Anthropology, Linguistics

Minor

N/A

Research Interests

  • Osteology
  • Human Migration
  • Isotopic Sampling

Academic Awards

  • Essenpreis Scholarship
  • Dean's List
  • President's Honor Roll

Organizations

  • Lambda Alpha Anthropology Honors Society

Volunteer

  • C.A. Pound Human Identification Laboratory
  • Southeast Archaeological Laboratory
  • Cahokia Mounds Excavation Program

Hobbies and Interests

  • Playing Piano
  • Reading
  • Photography

Research Description

Using Isotopes to Track Human Migration in the Archaic Southeast
As a cause for culture change in the ancient past, migration has long been regarded as a non-explanation. Since the 1960s, North American archaeologists have tended to explain culture change in localized terms, particularly among pre-Columbian American Indian groups assumed to be circumscribed socially and geographically. However, the long-distance movement of material goods and resources among these groups suggests that even small-scale societies participated in networks of interaction that could span half the continent.
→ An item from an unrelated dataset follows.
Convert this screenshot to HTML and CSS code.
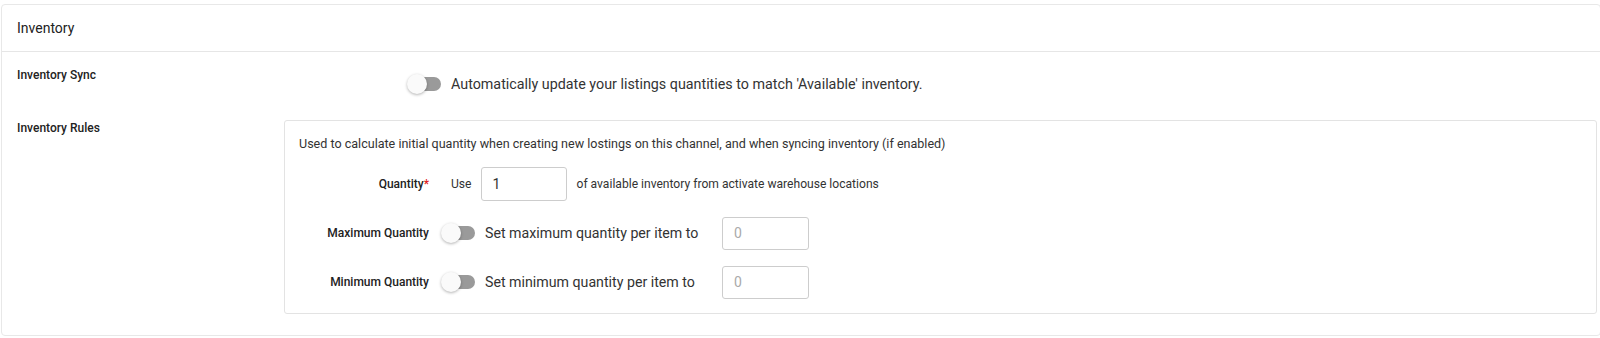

Unfortunately, archaeologists cannot always discriminate between the movement of materials through down-the-line exchange from the resettlement of entire communities and their material culture. Recent advances in technology allow for the analysis of isotopes from human tooth enamel, enabling archaeologists to trace the movements of people from their birthplace to location of death, thus circumventing the ambiguity of material culture. The proposed research is designed to test the hypothesis that a population buried at Bird Island, Florida immigrated to Florida from north Georgia, the major source area for soapstone. This will be conducted through isotopic analyses of tooth enamel from 15 individuals from the Bird Island population.